**What to produce:**
Your task is to locate every line holding the string "screenshot" and to copy each of them.

[Pages as source code]
-- START --

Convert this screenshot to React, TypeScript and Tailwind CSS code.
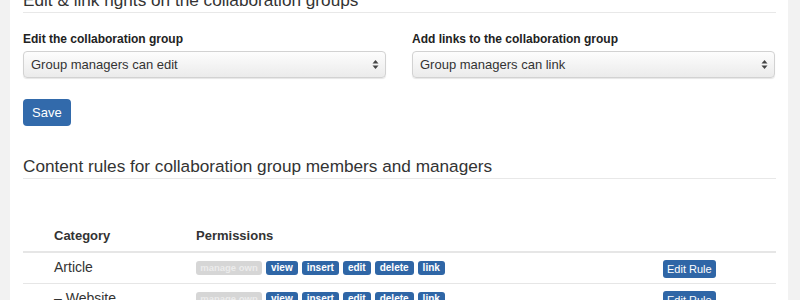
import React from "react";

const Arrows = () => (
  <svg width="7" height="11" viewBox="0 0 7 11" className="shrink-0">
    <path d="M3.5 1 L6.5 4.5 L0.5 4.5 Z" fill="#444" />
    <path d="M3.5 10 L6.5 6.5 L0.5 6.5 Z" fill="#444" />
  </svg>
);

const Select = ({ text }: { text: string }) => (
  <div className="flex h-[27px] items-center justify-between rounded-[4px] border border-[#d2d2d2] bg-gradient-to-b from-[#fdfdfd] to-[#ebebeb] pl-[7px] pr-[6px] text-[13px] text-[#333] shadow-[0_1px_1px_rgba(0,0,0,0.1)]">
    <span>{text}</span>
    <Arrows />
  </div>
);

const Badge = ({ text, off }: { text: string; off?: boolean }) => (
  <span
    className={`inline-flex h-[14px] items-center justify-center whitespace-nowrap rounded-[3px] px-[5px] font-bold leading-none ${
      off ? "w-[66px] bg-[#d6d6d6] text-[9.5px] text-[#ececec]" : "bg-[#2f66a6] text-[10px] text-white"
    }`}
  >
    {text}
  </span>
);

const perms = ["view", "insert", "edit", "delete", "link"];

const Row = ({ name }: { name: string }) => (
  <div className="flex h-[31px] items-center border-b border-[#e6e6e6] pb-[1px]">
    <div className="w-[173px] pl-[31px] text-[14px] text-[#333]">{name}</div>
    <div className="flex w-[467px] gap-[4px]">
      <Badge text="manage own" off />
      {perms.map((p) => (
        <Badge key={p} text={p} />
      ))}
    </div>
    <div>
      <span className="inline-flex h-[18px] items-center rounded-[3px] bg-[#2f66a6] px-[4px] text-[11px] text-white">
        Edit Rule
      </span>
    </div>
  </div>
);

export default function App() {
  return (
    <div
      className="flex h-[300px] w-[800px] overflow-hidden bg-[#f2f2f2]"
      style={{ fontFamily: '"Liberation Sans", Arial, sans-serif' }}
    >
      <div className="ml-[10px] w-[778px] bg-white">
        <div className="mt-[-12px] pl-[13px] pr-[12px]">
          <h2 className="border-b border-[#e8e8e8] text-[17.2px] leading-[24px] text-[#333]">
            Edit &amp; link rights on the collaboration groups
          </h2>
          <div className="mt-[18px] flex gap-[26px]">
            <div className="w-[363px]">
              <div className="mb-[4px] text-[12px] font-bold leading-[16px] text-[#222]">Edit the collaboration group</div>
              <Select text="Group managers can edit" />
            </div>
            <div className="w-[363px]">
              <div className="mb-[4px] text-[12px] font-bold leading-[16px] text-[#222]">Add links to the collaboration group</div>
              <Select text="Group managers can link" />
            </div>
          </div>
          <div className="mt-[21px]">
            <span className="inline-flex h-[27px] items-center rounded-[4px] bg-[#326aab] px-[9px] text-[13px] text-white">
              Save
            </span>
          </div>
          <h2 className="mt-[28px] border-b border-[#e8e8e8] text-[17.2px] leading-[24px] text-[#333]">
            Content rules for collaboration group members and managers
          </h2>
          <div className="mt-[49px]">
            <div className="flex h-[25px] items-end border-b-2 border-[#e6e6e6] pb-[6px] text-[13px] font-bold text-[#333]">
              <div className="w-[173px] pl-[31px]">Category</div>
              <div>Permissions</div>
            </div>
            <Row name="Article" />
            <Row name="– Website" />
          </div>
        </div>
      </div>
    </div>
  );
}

-- END --
-- START --

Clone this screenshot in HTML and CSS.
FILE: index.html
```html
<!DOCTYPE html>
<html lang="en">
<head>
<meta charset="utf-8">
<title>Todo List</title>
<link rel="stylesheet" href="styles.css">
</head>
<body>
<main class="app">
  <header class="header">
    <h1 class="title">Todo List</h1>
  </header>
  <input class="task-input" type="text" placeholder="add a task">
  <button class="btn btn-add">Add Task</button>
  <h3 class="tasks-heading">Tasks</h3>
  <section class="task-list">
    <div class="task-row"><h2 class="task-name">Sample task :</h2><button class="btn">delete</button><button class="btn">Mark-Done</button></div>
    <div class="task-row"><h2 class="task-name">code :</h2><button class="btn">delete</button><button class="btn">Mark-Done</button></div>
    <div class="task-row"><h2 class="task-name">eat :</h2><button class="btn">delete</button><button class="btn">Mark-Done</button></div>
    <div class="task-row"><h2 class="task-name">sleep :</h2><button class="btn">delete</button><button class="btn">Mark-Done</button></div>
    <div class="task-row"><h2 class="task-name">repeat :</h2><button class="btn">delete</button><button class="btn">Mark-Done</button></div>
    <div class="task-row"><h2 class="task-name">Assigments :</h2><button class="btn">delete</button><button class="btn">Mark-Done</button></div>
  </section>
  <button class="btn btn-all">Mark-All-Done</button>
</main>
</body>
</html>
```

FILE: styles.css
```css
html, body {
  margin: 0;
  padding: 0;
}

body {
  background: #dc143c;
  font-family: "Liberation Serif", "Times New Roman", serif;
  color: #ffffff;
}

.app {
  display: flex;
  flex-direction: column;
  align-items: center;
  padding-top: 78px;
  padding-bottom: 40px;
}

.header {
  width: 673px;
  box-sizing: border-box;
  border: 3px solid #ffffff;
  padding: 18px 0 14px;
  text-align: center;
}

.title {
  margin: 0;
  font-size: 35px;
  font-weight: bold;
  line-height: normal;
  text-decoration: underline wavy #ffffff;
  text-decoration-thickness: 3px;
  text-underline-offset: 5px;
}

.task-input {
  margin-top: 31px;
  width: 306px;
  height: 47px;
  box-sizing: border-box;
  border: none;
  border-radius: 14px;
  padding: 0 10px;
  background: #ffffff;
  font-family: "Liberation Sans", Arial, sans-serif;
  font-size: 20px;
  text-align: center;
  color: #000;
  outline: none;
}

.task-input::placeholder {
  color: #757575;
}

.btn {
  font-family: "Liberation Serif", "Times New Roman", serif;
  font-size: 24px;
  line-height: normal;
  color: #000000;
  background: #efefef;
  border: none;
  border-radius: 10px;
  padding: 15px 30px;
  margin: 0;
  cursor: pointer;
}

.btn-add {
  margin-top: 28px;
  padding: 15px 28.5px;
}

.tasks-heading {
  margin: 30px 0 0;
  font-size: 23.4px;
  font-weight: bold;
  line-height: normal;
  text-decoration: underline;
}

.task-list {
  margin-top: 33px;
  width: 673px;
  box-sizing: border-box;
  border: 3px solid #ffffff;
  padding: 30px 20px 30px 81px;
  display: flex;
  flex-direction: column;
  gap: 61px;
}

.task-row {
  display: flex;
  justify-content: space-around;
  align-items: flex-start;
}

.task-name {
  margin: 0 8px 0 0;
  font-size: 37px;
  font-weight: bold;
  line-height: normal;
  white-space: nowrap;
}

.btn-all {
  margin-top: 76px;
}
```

-- END --

**Task response:**
Convert this screenshot to React, TypeScript and Tailwind CSS code.
Clone this screenshot in HTML and CSS.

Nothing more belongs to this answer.